Question 1: What was the salt law of 1930?


 According to the Salt Act, the British government controls the salt manufacturing process, and civilians are not permitted to produce salt on their own. The government even forbade the collection of natural dispositions. In other words, the British government controlled the manufacturing and sale of salt, and residents were required to pay a heavy tax on it.

Question 2: Why is there a tax on salt?


Because salt is a necessity for everyone, taxing it indicates the assertion of authority. The fact that salt was once used to preserve food further adds to its significance. Since the British government was on its approach to conquering all of India, taxing salt was a symbol of the British government’s authority in India. For the same reason, Mahatma Gandhi choose the salt law as the focus of his civil disobedience movement.

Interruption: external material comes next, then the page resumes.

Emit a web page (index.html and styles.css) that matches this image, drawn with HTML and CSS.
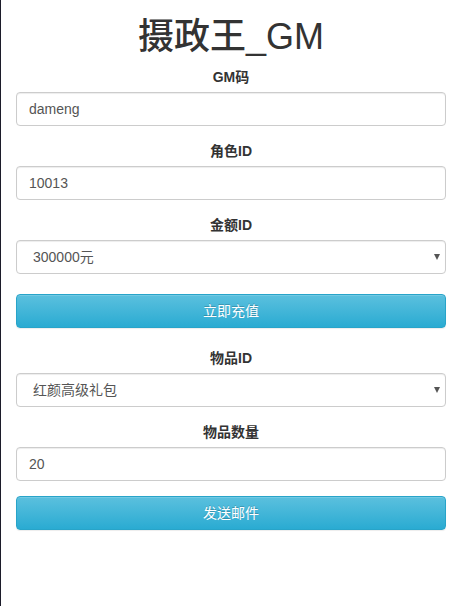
FILE: index.html
```html
<!DOCTYPE html>
<html lang="zh">
<head>
<meta charset="utf-8">
<title>摄政王_GM</title>
<link rel="stylesheet" href="styles.css">
</head>
<body>
<div class="container">
  <h1 class="title">摄政王_GM</h1>
  <div class="form-group">
    <label>GM码</label>
    <input class="form-control" type="text" value="dameng">
  </div>
  <div class="form-group">
    <label>角色ID</label>
    <input class="form-control" type="text" value="10013">
  </div>
  <div class="form-group">
    <label>金额ID</label>
    <div class="select-wrap">
      <select class="form-control select"><option>300000元</option></select>
    </div>
  </div>
  <div class="btn-row first">
    <button class="btn">立即充值</button>
  </div>
  <div class="form-group">
    <label>物品ID</label>
    <div class="select-wrap">
      <select class="form-control select"><option>红颜高级礼包</option></select>
    </div>
  </div>
  <div class="form-group">
    <label>物品数量</label>
    <input class="form-control" type="text" value="20">
  </div>
  <div class="btn-row">
    <button class="btn">发送邮件</button>
  </div>
</div>
</body>
</html>
```
FILE: styles.css
```css
html, body {
  margin: 0;
  padding: 0;
  background: #fff;
}
body {
  border-left: 1px solid #1c1c2a;
  min-height: 606px;
  box-sizing: border-box;
  font-family: "Liberation Sans", "Noto Sans CJK SC", sans-serif;
  font-size: 14px;
  line-height: 20px;
  color: #333;
}
.container {
  width: 430px;
  padding: 0 15px;
}
.title {
  margin: 17px 0 10px;
  font-size: 36px;
  line-height: 40px;
  font-weight: 500;
  text-align: center;
  color: #333;
}
.form-group {
  margin-bottom: 15px;
}
label {
  display: block;
  text-align: center;
  font-weight: bold;
  margin-bottom: 5px;
  line-height: 20px;
}
.form-control {
  display: block;
  width: 100%;
  height: 34px;
  box-sizing: border-box;
  padding: 6px 12px;
  border: 1px solid #ccc;
  border-radius: 4px;
  box-shadow: inset 0 1px 1px rgba(0,0,0,.075);
  font-family: "Liberation Sans", "Noto Sans CJK SC", sans-serif;
  font-size: 14px;
  line-height: 20px;
  color: #555;
  background: #fff;
  outline: none;
}
.select-wrap {
  position: relative;
}
.select {
  -webkit-appearance: none;
  appearance: none;
  padding-left: 16px;
}
.select-wrap::after {
  content: "";
  position: absolute;
  right: 6px;
  top: 14px;
  border-left: 3.5px solid transparent;
  border-right: 3.5px solid transparent;
  border-top: 6px solid #555;
  pointer-events: none;
}
.btn-row {
  margin: 0;
}
.btn-row.first {
  padding-top: 5px;
  margin-bottom: 20px;
}
.btn {
  display: block;
  width: 100%;
  height: 34px;
  padding: 6px 12px;
  border: 1px solid #28a4c9;
  border-radius: 4px;
  background: linear-gradient(to bottom, #5bc0de 0, #2aabd2 100%);
  box-shadow: inset 0 1px 0 rgba(255,255,255,.15), 0 1px 1px rgba(0,0,0,.075);
  color: #fff;
  text-shadow: 0 -1px 0 rgba(0,0,0,.2);
  font-family: "Liberation Sans", "Noto Sans CJK SC", sans-serif;
  font-size: 14px;
  line-height: 20px;
  text-align: center;
}
```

Question 3: What is the significance of Dandi March?


The Dandi March was historically an important movement, Which turned out as the stepping stone for the civil-disobedient movement. Hence, it played an important role in India’s fight for freedom. It was an act of non-violence, so the British government can’t stop it using the violent act, which was an advantage for the satyagraha movement. Hence, they continued the March and encouraged a large number of people to come together for the same goal. Which created unity between the people of India. Which was the most important aspect of the freedom struggle.